For fuel-saving measures, that's just the start. A thermal management system rapidly warms engine and transmission fluids, allowing them to function more efficiently, sooner, which also helps save gas. Then there's a stop-start system that shuts off the engine (while still maintaining necessary electric-powered systems) when stationary, such as at stoplights or in stop-and-go traffic. Once you put your foot back on the gas pedal, the system returns the engine to full operation.

These systems, plus installing electric (non-belt-driven) power steering, all help save gas, but the Ram's new base powertain does most of the heavy lifting here. Chrysler has finally seen fit to install its 3.6-liter V6 and eight-speed automatic transmission between the Ram's flanks, replacing the antiquated 3.7-liter V6. The result is a significant 90-horsepower gain (to 305) and a torque increase to 269 pound-feet from 235. The new powertrain makes a world of difference in the Ram's consumption ratings that are now 18 mpg city and 25 mpg highway (previously 14/20 for 4x2 regular-cab models and 16/23 for 4x4 units). The Ram folks claim these are best-in-class numbers and until GM's all-new 2014 model-year pickups arrive there's no reason to doubt it.

By mid-season, the "Torqueflite8" eight-speed will also become standard with the optional 395-horsepower 5.7-liter "Hemi" V8. Yes, it's a stout enough piece, helping to boost the new V6's towing capacity to 6,500 pounds from 3,750.

Carrying over, and exclusive to the job-site Tradesmen model, is a 310-horsepower 4.7-liter V8 connected to a six-speed automatic transmission.
Rams fitted with the eight-speed come with a rotary shift dial on the lower left corner of the center stack, replacing the previous column- or console-mounted shifter. The interior also features an available touch-screen access for communications and audio devices as well as for Wi-Fi Internet access.

Further changes to the Ram involve adopting a stiffened frame that's also lighter by 30 pounds. Alone that's not much, but combined with a lighter base powertrain and front suspension and the combined savings reaches the 130-pound range.

The Ram also becomes the first in its class to offer key-fob-controlled air suspension on Quad and Crew models that features five ride height settings: Normal, with 8.7-inches of clearance; Aero, for a lower 8.1-inch ride height; Off-Road 1 that adds 1.2 inches to the base ride height; Off-Road 2 that elevates the truck a full two inches above normal ride height; and Park Mode that lowers the pickup by two inches from normal to aid cargo loading/unloading. The air suspension also comes with load leveling that keeps the Ram at a constant height and level regardless of its load.

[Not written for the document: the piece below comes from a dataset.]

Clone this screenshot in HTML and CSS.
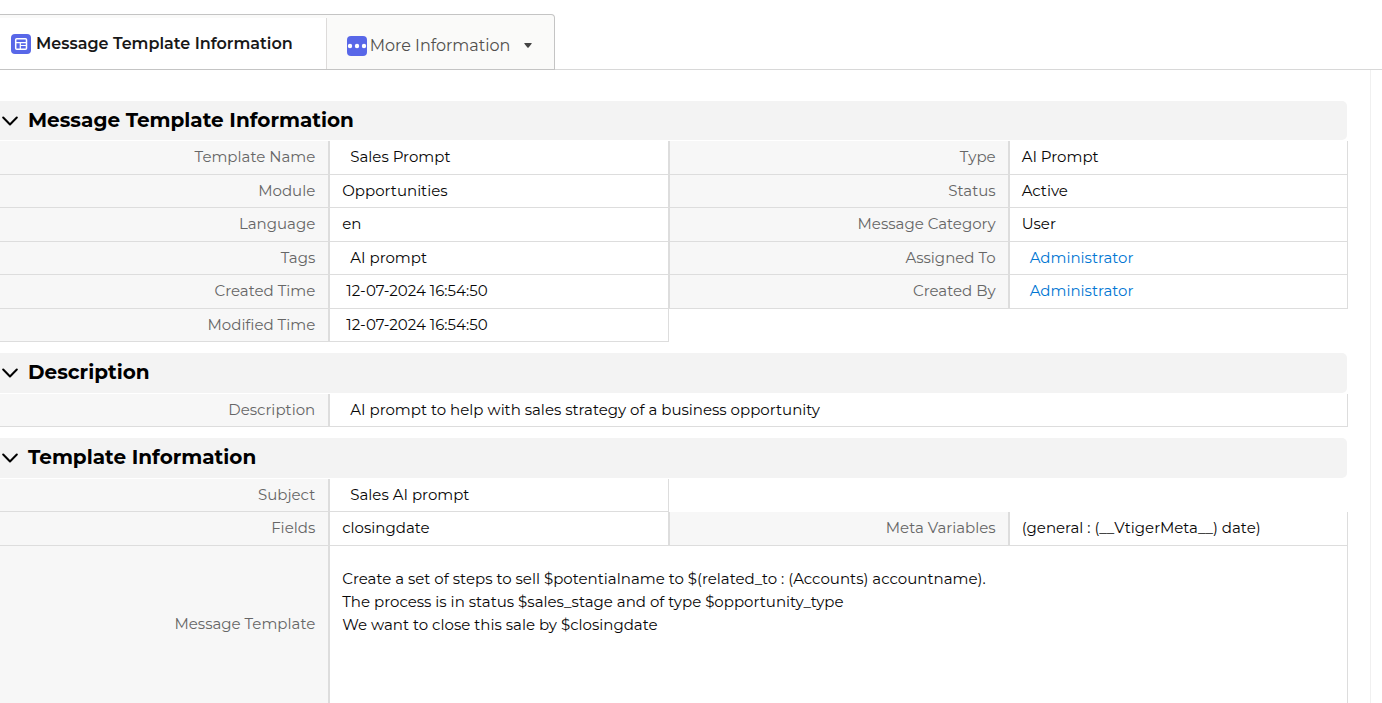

The $23,600 (base price) Ram makes giant strides in areas that matter most while actually improving power and towing capacity, things that make people want to buy trucks in the first place. The changes are so dramatic for 2013 that they might even cause die-hard Ford and Chevy truckers to consider the source of their next ride.

What you should know: 2013 Ram 1500

Type: Two-/four-door, rear- / four-wheel-drive full-size pickup
Engines (hp): 3.6-liter DOHC V6 (305); 4.7-liter SOHC V8 (310); 5.7-liter OHV V8 (395)
Transmissions: Eight-speed automatic; six-speed automatic (4.7)
Market position: The Ram 1500 address fuel concerns while actually increasing power and tow capacity. It's win-win as the new V6 will be a huge seller.
Points: New V6 plus eight-speed automatic add more muscle, significantly reduce fuel consumption; Optional "Hemi" V8 might no longer be needed for all but toughest hauling/towing tasks . . . maybe that's the plan; New dash-mounted rotary shift selector makes sense; The trick adjustable air suspension is actually useful; Ram's upgrades make it a more serious rival.
Safety: Front airbags; side-impact airbags; side-curtain airbags; anti-lock brakes; traction control; stability control.
MPG: (city/hwy) 18/25 (3.6); Base price (incl. destination): $23,600


Chevrolet Silverado
Base price: $23,600
Silverado and GMC Sierra due to be replaced for 2014 model year.

Ford F-150
Base price: $24,700
Top-ranked pickup should retain its title with fuel efficient turbo V6 option.

Toyota Tundra
Base price: $26,350
Perhaps towing the space shuttle in LA recently will help boost Tundra sales.